Introducing NIST LEV & LEV2: Probability Models for Past Exploitation
NIST has recently proposed two models, LEV (Likely Exploited Vulnerability) and LEV2, that could address this gap by estimating the probability that a CVE has already been exploited - without the need for any evidence.
LEV operates on 30-day windows. It’s a lightweight model for overnight batch processing that could complement existing vulnerability management workflows.
LEV2 provides daily granularity for a higher-resolution analysis to track exploitation probability with greater temporal precision.
Both models fundamentally try to answer the question: “Given the observations about similar vulnerabilities, what’s the likelihood that any given vulnerability has been exploited?”. Rather than predicting future exploitation like EPSS, LEV/LEV2 work backward from observable patterns to estimate past exploitation likelihood. The idea is to complement EPSS with respect to already exploited vulnerabilities.
The models ingest CVE metadata, EPSS score histories, and CISA KEV flags to build their probability estimates.
What the Data Reveals
The following analysis is based on over 150 000 vulnerabilities with available historical EPSS data.

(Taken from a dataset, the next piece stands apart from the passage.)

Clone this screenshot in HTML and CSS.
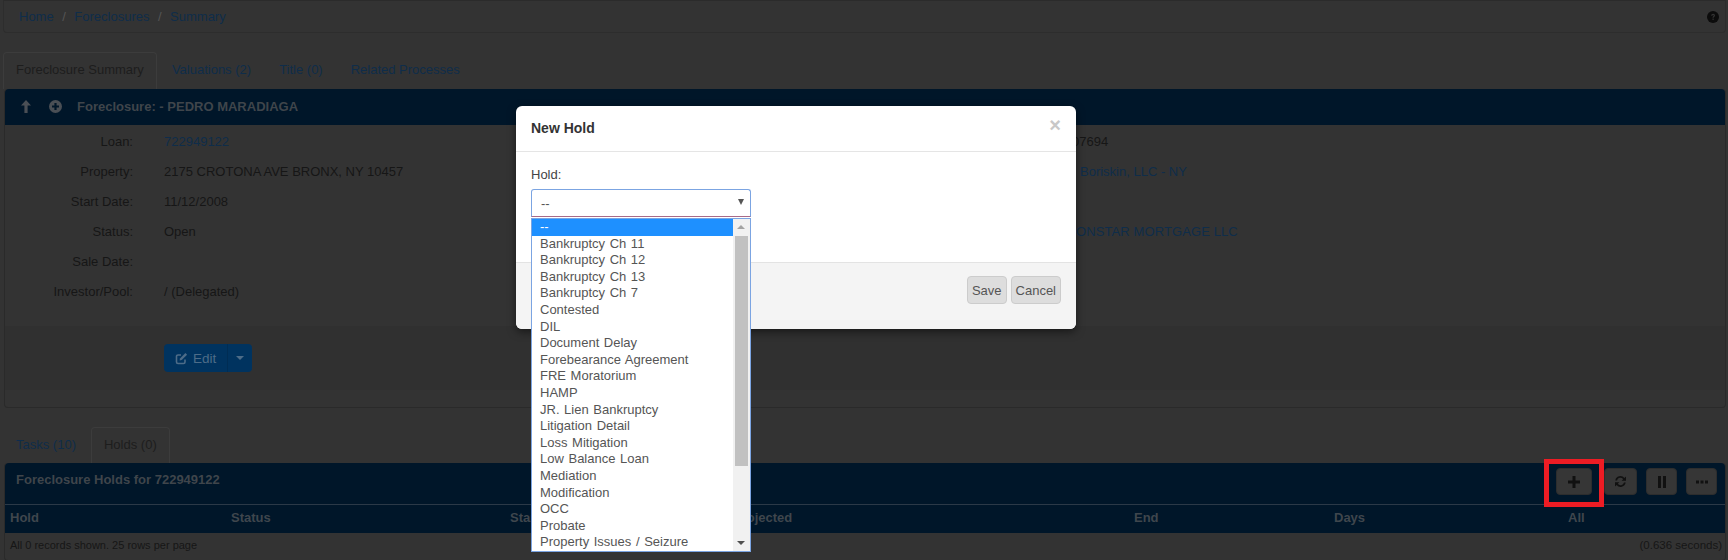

Distribution Differences: As a first step, the LEV and LEV2 scores have been calculated, i.e., the probability of these vulnerabilities being likely exploited. The following illustration shows the probability distribution of the analyzed vulnerabilities. LEV and LEV2 show fairly similar results, with LEV having a slightly higher distribution towards the extremes as compared to LEV2.
Validation with CISA KEV: As a second step, we validate the results taking CISA KEV as the ground truth, since vulnerabilities landing on CISA KEV have evidence of past exploitation. To this end, we assess the CISA KEV coverage at different threshold values. The results show as the threshold value increases, the models become more selective. At a threshold of 0.75, LEV achieves 72.9% coverage, and LEV2 slightly trails at 72.2%. When the threshold is raised to 0.90, the coverage drops to 66.9% for LEV and 64.5% for LEV2. This demonstrates the trade-off between the strictness of classification and completeness of KEV identification.
Our Take on NIST LEV & LEV2
LEV/LEV2, while interesting, have some significant limitations:
Empirical Validation: The models’ assumptions need further validation against private exploit logs.
Sparse Data: CVEs with limited EPSS history or delayed scoring can yield unreliable estimates, particularly for new vulnerabilities.
KEV Scope Limitations: CISA KEV reflects a U.S.-centric threat analysis and collection; other geographic regions or private vulnerability lists may yield different completeness ratios.
Threat Intelligence Complement: LEV identifies probable past exploitation but doesn’t account for environment or industry-specific trends.
Our Recommendations for Security Teams
For Security Practitioners:
- Monitor KEV completeness ratios nightly to maintain coverage aligned with your risk appetite
- Investigate “high-LEV but missing from KEV” CVEs for threat intelligence enrichment
- Use completeness trends to demonstrate threat intelligence maturity to stakeholders
For Security Researchers:
- Leverage completeness curves to optimize classification threshold selection
- Identify vendor or product-specific blind spots through completeness analysis
- Correlate LEV scores with internal telemetry or third-party threat exploit activity feeds to validate model assumptions
Conclusion
LEV and LEV2 aim to add a further metric to vulnerability prioritization, providing a quantitative measure to estimate potential past exploitation. They seem interesting as a means for scoring KEV completeness. That said, these models are inherently probabilistic, and as such, their effectiveness will depend heavily on the availability of data and the underlying EPSS model. Validation and data sparsity remain open challenges that will ultimately impact whether the models see significant adoption in vulnerability prioritization workflows.